His clemency petition included affidavits by multiple corrections officials, including former Lt. Tony Eden, who said Sutton protected him during a riot in 1985 in Tennessee State Prison. Eden said Sutton confronted a group of five inmates who attempted to take him hostage.
"I firmly believe that the inmates who tried to take me hostage intended to seriously harm, if not kill me. Nick risked his safety and well-being in order to save me from possible death. I owe my life to Nick Sutton," Eden said.
Suttons' victims' families also supported clemency, including Estep's oldest daughter, Rosemary Hall, who said his execution would worsen the suffering her family has endured since her father's death.
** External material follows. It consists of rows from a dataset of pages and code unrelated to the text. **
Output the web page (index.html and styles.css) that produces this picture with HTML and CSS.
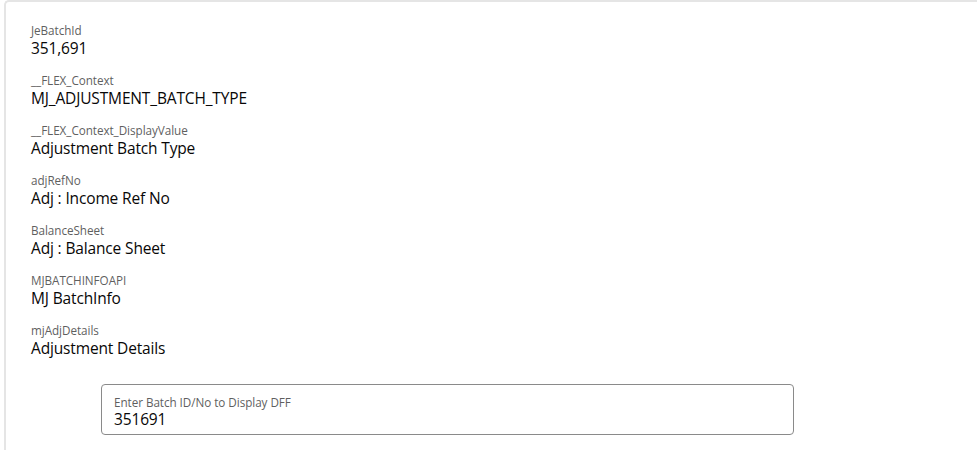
FILE: index.html
```html
<!DOCTYPE html>
<html>
<head>
<meta charset="utf-8">
<link rel="stylesheet" href="styles.css">
</head>
<body>
<div class="card">
  <div class="field"><div class="label">JeBatchId</div><div class="value">351,691</div></div>
  <div class="field"><div class="label">__FLEX_Context</div><div class="value">MJ_ADJUSTMENT_BATCH_TYPE</div></div>
  <div class="field"><div class="label">__FLEX_Context_DisplayValue</div><div class="value">Adjustment Batch Type</div></div>
  <div class="field"><div class="label">adjRefNo</div><div class="value">Adj : Income Ref No</div></div>
  <div class="field"><div class="label">BalanceSheet</div><div class="value">Adj : Balance Sheet</div></div>
  <div class="field"><div class="label">MJBATCHINFOAPI</div><div class="value">MJ BatchInfo</div></div>
  <div class="field"><div class="label">mjAdjDetails</div><div class="value">Adjustment Details</div></div>
  <div class="input-wrap">
    <div class="input-box">
      <div class="input-label">Enter Batch ID/No to Display DFF</div>
      <div class="input-value">351691</div>
    </div>
  </div>
</div>
</body>
</html>
```

FILE: styles.css
```css
html, body {
  margin: 0;
  padding: 0;
  background: #ffffff;
}
body {
  font-family: "Open Sans", "Noto Sans", sans-serif;
  color: #080707;
  overflow: hidden;
  height: 450px;
}
.card {
  box-sizing: border-box;
  margin-left: 4px;
  border-top: 2px solid #e5e5e5;
  border-left: 2px solid #e5e5e5;
  border-top-left-radius: 5px;
  padding: 20px 0 0 25px;
  height: 450px;
}
.field {
  margin-bottom: 14px;
}
.label {
  font-size: 11.7px;
  line-height: 16px;
  color: #5f5f5f;
  letter-spacing: -0.05px;
}
.value {
  font-size: 15.5px;
  line-height: 20px;
  color: #080707;
  letter-spacing: -0.15px;
}
.input-wrap {
  padding: 12px 0 0 70px;
}
.input-box {
  width: 667px;
  height: 49px;
  border: 1px solid #8a8a8a;
  border-radius: 4px;
  padding: 0 12px;
}
.input-label {
  margin-top: 9px;
  font-size: 11.7px;
  line-height: 16px;
  color: #5f5f5f;
  letter-spacing: -0.05px;
}
.input-value {
  font-size: 15.5px;
  line-height: 18px;
  color: #080707;
  letter-spacing: -0.15px;
}
```
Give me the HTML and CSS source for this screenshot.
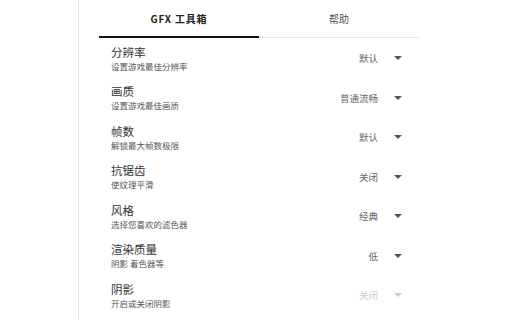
FILE: index.html
```html
<!DOCTYPE html>
<html lang="zh">
<head>
  <meta charset="UTF-8" />
  <title>GFX 工具箱</title>
  <link rel="stylesheet" href="styles.css">
</head>
<body>
  <div class="side"></div>
  <div class="panel">
    <div class="tabs">
      <div class="tab active">GFX 工具箱</div>
      <div class="tab">帮助</div>
    </div>

    <div class="row">
      <div class="info">
        <div class="title">分辨率</div>
        <div class="sub">设置游戏最佳分辨率</div>
      </div>
      <div class="value">默认</div>
      <div class="arrow"></div>
    </div>
    <div class="row">
      <div class="info">
        <div class="title">画质</div>
        <div class="sub">设置游戏最佳画质</div>
      </div>
      <div class="value">普通流畅</div>
      <div class="arrow"></div>
    </div>
    <div class="row">
      <div class="info">
        <div class="title">帧数</div>
        <div class="sub">解锁最大帧数极限</div>
      </div>
      <div class="value">默认</div>
      <div class="arrow"></div>
    </div>
    <div class="row">
      <div class="info">
        <div class="title">抗锯齿</div>
        <div class="sub">使纹理平滑</div>
      </div>
      <div class="value">关闭</div>
      <div class="arrow"></div>
    </div>
    <div class="row">
      <div class="info">
        <div class="title">风格</div>
        <div class="sub">选择您喜欢的滤色器</div>
      </div>
      <div class="value">经典</div>
      <div class="arrow"></div>
    </div>
    <div class="row">
      <div class="info">
        <div class="title">渲染质量</div>
        <div class="sub">阴影 着色器等</div>
      </div>
      <div class="value">低</div>
      <div class="arrow"></div>
    </div>
    <div class="row disabled">
      <div class="info">
        <div class="title">阴影</div>
        <div class="sub">开启或关闭阴影</div>
      </div>
      <div class="value">关闭</div>
      <div class="arrow"></div>
    </div>
  </div>
</body>
</html>
```

FILE: styles.css
```css
* { margin: 0; padding: 0; box-sizing: border-box; }

html, body { height: 100%; }

body {
  font-family: "Noto Sans CJK SC", "Noto Sans", sans-serif;
  background: #fff;
  color: #333;
  display: flex;
  overflow: hidden;
}

.side {
  width: 79px;
  flex: none;
  border-right: 1px solid #fbe2cc;
}

.panel {
  width: 320px;
  margin-left: 20px;
}

.tabs {
  display: flex;
  height: 38px;
  border-bottom: 1px solid #e6e6e6;
}

.tab {
  flex: 1;
  text-align: center;
  font-size: 10px;
  line-height: 37px;
  color: #555;
}

.tab.active {
  color: #222;
  font-weight: bold;
  letter-spacing: 0.08em;
  border-bottom: 2px solid #111;
  margin-bottom: -1px;
}

.row {
  display: flex;
  align-items: center;
  height: 39.5px;
  padding: 1px 17px 0 12px;
}

.info { flex: 1; }

.title {
  font-size: 11.5px;
  line-height: 15px;
  color: #333;
}

.sub {
  font-size: 8.5px;
  line-height: 12px;
  color: #555;
}

.value {
  font-size: 9.5px;
  color: #666;
  margin-right: 16px;
}

.arrow {
  width: 0;
  height: 0;
  border-left: 4px solid transparent;
  border-right: 4px solid transparent;
  border-top: 4px solid #555;
}

.disabled .value { color: #ccc; }
.disabled .arrow { border-top-color: #ccc; }
```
"It breaks my heart that Mr. Sutton has lost so much of his life on death row for killing my father," Hall said in an affidavit.
At the time of Estep's murder, Sutton was serving time for killing his 58-year-old grandmother. After he was convicted of her murder, he also confessed to killing a friend from high school, John Large, 19, and a Knoxville, Tenn., man named Charles Almon, 46. He said he beat Large to death in August 1979 and then shot Almon two months later.
After Lee's decision not to intervene, Sutton's clemency lawyer, former U.S. District Judge Kevin Sharp, said the defense team planned to "seek every available avenue of possible relief for Mr. Sutton."
Sutton's scheduled execution comes amid a recent resumption of executions in Tennessee. The state Supreme Court halted all executions in 2015 after legal challenges by death row inmates.
States began using midazolam to replace pentobarbital in their lethal injection protocols after European makers of the latter drug halted sales to the United States for use in executions. Critics of midazolam's use in lethal injections question its effectiveness, blaming it for prolonged and apparently painful executions, including that of Dennis McGuire in Ohio and Clayton Lockett in Oklahoma.
Tennessee resumed executions in 2018 with that of Billy Ray Irick for the 1985 death of Paula Dyer. State law requires lethal injection for all crimes committed after Dec. 31, 1998, while those before that date can select electrocution.
Tennessee's lethal injection protocol uses three drugs: midazolam, a sedative; vecuronium bromide, a paralytic; and potassium chloride, which stops the heart.
If his death sentence is carried out Thursday, Sutton will be the fourth person executed in the United States in 2020 and first in Tennessee.